In my previous post, I noted Stephen King’s indebtedness in Pet Sematary to Algernon Blackwood’s “The Wendigo.” King’s novel, though, is not the first work of horror to borrow from Blackwood’s narrative (August Derleth transforms the Wendigo into an eldritch deity in the stories “The Thing that Walked on the Wind” and “Ithaqua”); nor is it the most overt. That distinction goes to Laird Barron’s harrowing 2011 novelette, “Blackwood’s Baby.”
Barron announces his genre heritage and acknowledges a literary forefather in the very title of his piece. Within the narrative itself, “Blackwood’s Baby” refers to a “monstrous stag,” the allegedly diabolic offspring of the occultist Ephraim Blackwood and “the Old Man of the Wood, who assumed the form of a doe” to enable the sacrilegious tryst. Both “The Wendigo” and “Blackwood’s Baby” feature a hunters-become-the-hunted motif, as respective expeditions venture too far beyond civilization and too deep into reputedly cursed woods. Overmatched men run afoul of a fiendish adversary, an uncannily anthropomorphic animal (Blackwood’s leonine-stenched Wendigo and Barron’s satanic stag).
Algernon Blackwood (apropos of someone with such an atmospheric surname) was a preeminent writer of outdoor horror, and Barron clearly follows his lead here in sending characters off the beaten path and into forest darkness. While Blackwood’s weird tale speaks to the wilderness’s cruel unconcern (“the indifference to human life, the merciless spirit of desolation which took no note of man”), Barron invests his sylvan setting (a stretch of Washington woods dubbed “Wolfvale”) with even more savagery. “Mother Nature is more of a killer than we humans ever will be,” Barron’s protagonist Luke Honey asserts. “She wants our blood, our bones, our goddamned guts.” Further echoing Blackwood, Barron hints at sinister sentience, as the wary Honey is plagued by “a sense of inimical awareness that emanated from the depths of the forest.” The perception of eeriness is a logical byproduct of finding oneself in such lonesome surround, but both Blackwood and Barron endeavor to show that there really is something terribly unnatural about these particular wilderness scenes.

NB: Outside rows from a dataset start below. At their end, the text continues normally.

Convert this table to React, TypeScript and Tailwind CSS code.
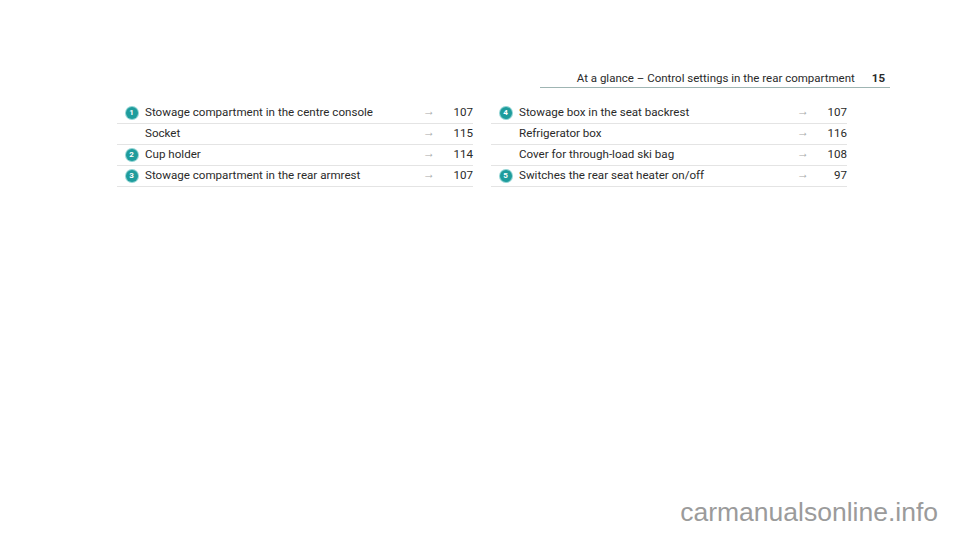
import React from "react";

type Row = { n?: number; text: string; page: string };

const left: Row[] = [
  { n: 1, text: "Stowage compartment in the centre console", page: "107" },
  { text: "Socket", page: "115" },
  { n: 2, text: "Cup holder", page: "114" },
  { n: 3, text: "Stowage compartment in the rear armrest", page: "107" },
];
const right: Row[] = [
  { n: 4, text: "Stowage box in the seat backrest", page: "107" },
  { text: "Refrigerator box", page: "116" },
  { text: "Cover for through-load ski bag", page: "108" },
  { n: 5, text: "Switches the rear seat heater on/off", page: "97" },
];

function Badge({ n }: { n: number }) {
  return (
    <span className="flex h-[12px] w-[12px] items-center justify-center rounded-full bg-[#1e9c9c] ring-1 ring-[#8fd3d3] text-[8px] font-bold leading-none text-white">
      {n}
    </span>
  );
}

function Table({ rows }: { rows: Row[] }) {
  return (
    <div className="w-[356px]">
      {rows.map((r, i) => (
        <div key={i} className="flex h-[21px] items-center border-b border-[#e4e4e4]">
          <div className="flex w-[28px] justify-center pl-[1px]">{r.n ? <Badge n={r.n} /> : null}</div>
          <div className="flex-1 text-[11.6px] text-[#2a2a2a]">{r.text}</div>
          <div className="-mt-[5px] w-[16px] text-[12px] text-[#a8a8a8]">→</div>
          <div className="w-[34px] text-right text-[11.6px] text-[#2a2a2a]">{r.page}</div>
        </div>
      ))}
    </div>
  );
}

export default function App() {
  return (
    <div className="relative h-[533px] w-[960px] overflow-hidden bg-white" style={{ fontFamily: "Roboto, 'Liberation Sans', sans-serif" }}>
      <div className="pt-[71px]">
        <div className="ml-[540px] flex h-[17px] w-[350px] items-center justify-end border-b border-[#9fb5b3] pb-[1px] text-[11.5px] text-[#2a2a2a]">
          <span>At a glance – Control settings in the rear compartment</span>
          <span className="ml-[17px] mr-[5px] font-bold">15</span>
        </div>
        <div className="ml-[117px] mt-[15px] flex gap-[18px]">
          <Table rows={left} />
          <Table rows={right} />
        </div>
      </div>
      <div className="absolute bottom-[4px] right-[22px] text-[26.5px] leading-none pb-[4px] text-[#9b9b9b]" style={{ fontFamily: "'Liberation Sans', sans-serif" }}>
        carmanualsonline.info
      </div>
    </div>
  );
}
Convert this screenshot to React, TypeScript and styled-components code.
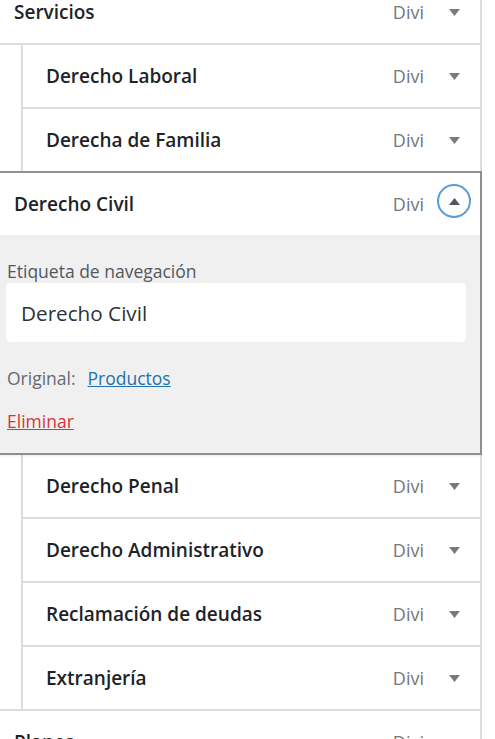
import React from 'react';
import styled, { createGlobalStyle } from 'styled-components';

const GlobalStyle = createGlobalStyle`
  html, body { margin: 0; padding: 0; background: #fff; }
  body { font-family: 'Open Sans', 'Noto Sans', sans-serif; overflow: hidden; }
`;

const Page = styled.div`
  width: 482px;
  margin-top: -21px;
  display: flex;
  flex-direction: column;
`;

const Row = styled.div<{ $nested?: boolean }>`
  display: flex;
  align-items: center;
  box-sizing: border-box;
  height: 66px;
  margin-top: -2px;
  margin-left: ${(p) => (p.$nested ? '21px' : '0')};
  border: 2px solid #dcdcde;
  border-left: ${(p) => (p.$nested ? '2px solid #dcdcde' : 'none')};
  padding: 0 9px 0 ${(p) => (p.$nested ? '23px' : '14px')};
  background: #fff;
  &:first-child { margin-top: 0; }
`;

const Title = styled.span`
  flex: 1;
  font-size: 19px;
  font-weight: 600;
  color: #1d2327;
  white-space: nowrap;
`;

const Type = styled.span`
  font-size: 18px;
  color: #72777c;
  margin-right: 13px;
`;

const Toggle = styled.span<{ $open?: boolean }>`
  box-sizing: border-box;
  width: 34px;
  height: 34px;
  border-radius: 50%;
  border: 2px solid ${(p) => (p.$open ? '#5b9dd9' : 'transparent')};
  display: flex;
  align-items: center;
  justify-content: center;
  margin-bottom: ${(p) => (p.$open ? '6px' : '0')};
`;

const OpenItem = styled.div`
  position: relative;
  z-index: 1;
  margin-top: -2px;
  border: 2px solid #8c8f94;
  border-left: none;
  background: #f0f0f0;
  box-shadow: 0 1px 2px rgba(0, 0, 0, 0.07);
`;

const OpenHeader = styled.div`
  display: flex;
  align-items: center;
  height: 62px;
  background: #fff;
  padding: 0 9px 0 14px;
`;

const Panel = styled.div`
  box-sizing: border-box;
  height: 218px;
  padding: 25px 14px 0 6px;
  display: flex;
  flex-direction: column;
`;

const Label = styled.div`
  font-size: 17.5px;
  line-height: 23px;
  color: #50575e;
  padding-left: 1px;
`;

const FieldBox = styled.div`
  box-sizing: border-box;
  width: 460px;
  height: 59px;
  border-radius: 5px;
  background: #fff;
  display: flex;
  align-items: center;
  padding-left: 15px;
  font-size: 20.7px;
  color: #2c3338;
`;

const Meta = styled.div<{ $gap: number }>`
  margin-top: ${(p) => p.$gap}px;
  font-size: 17.5px;
  line-height: 23px;
  color: #646970;
  padding-left: 1px;
`;

const Link = styled.a<{ $danger?: boolean }>`
  color: ${(p) => (p.$danger ? '#d63638' : '#2271b1')};
  text-decoration: underline;
  margin-left: ${(p) => (p.$danger ? '0' : '12px')};
  cursor: pointer;
`;

const Arrow = ({ up }: { up?: boolean }) => (
  <svg width="11" height="7" viewBox="0 0 11 7">
    <path d={up ? 'M0 7h11L5.5 0z' : 'M0 0h11L5.5 7z'} fill={up ? '#50575e' : '#787c82'} />
  </svg>
);

type Item = { title: string; nested?: boolean };

const before: Item[] = [
  { title: 'Servicios' },
  { title: 'Derecho Laboral', nested: true },
  { title: 'Derecha de Familia', nested: true },
];

const after: Item[] = [
  { title: 'Derecho Penal', nested: true },
  { title: 'Derecho Administrativo', nested: true },
  { title: 'Reclamación de deudas', nested: true },
  { title: 'Extranjería', nested: true },
  { title: 'Planes' },
];

const MenuRow = ({ item }: { item: Item }) => (
  <Row $nested={item.nested}>
    <Title>{item.title}</Title>
    <Type>Divi</Type>
    <Toggle>
      <Arrow />
    </Toggle>
  </Row>
);

export default function App() {
  return (
    <>
      <GlobalStyle />
      <Page>
        {before.map((it) => (
          <MenuRow key={it.title} item={it} />
        ))}
        <OpenItem>
          <OpenHeader>
            <Title>Derecho Civil</Title>
            <Type>Divi</Type>
            <Toggle $open>
              <Arrow up />
            </Toggle>
          </OpenHeader>
          <Panel>
            <Label>Etiqueta de navegación</Label>
            <FieldBox>Derecho Civil</FieldBox>
            <Meta $gap={25}>
              Original:<Link>Productos</Link>
            </Meta>
            <Meta $gap={20}>
              <Link $danger>Eliminar</Link>
            </Meta>
          </Panel>
        </OpenItem>
        {after.map((it) => (
          <MenuRow key={it.title} item={it} />
        ))}
      </Page>
    </>
  );
}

The northern woods in “The Wendigo” are the stomping ground of a creature out of Native American myth, and the hunting area beyond the Black Ram lodge in “Blackwood’s Baby” proves to be “the devil’s preserve.” Spectral cries ring out in Blackwood’s story, and the Wendigo-touched wretch Defago raves about an invisible menace before his death: “people with broken faces all on fire are coming in a most awful, awful pace towards the camp.” Likewise, near the climax of Barron’s narrative, Luke Honey hears the ghostly sounds of the hunters bedeviled in this pagan place: “The shrieks of the mastiffs came and went all day, and so too the phantom bellows of men, the muffled blasts of their weapons.”
At one point, Barron’s haunted protagonist is described as an “avid reader” of such legendary writers of supernatural horror as Robert Louis Stevenson, M.R. James, and Ambrose Bierce. The same is no doubt true of the author himself, and based on the evidence of this novelette, the name of Algernon Blackwood can be readily added to that esteemed list.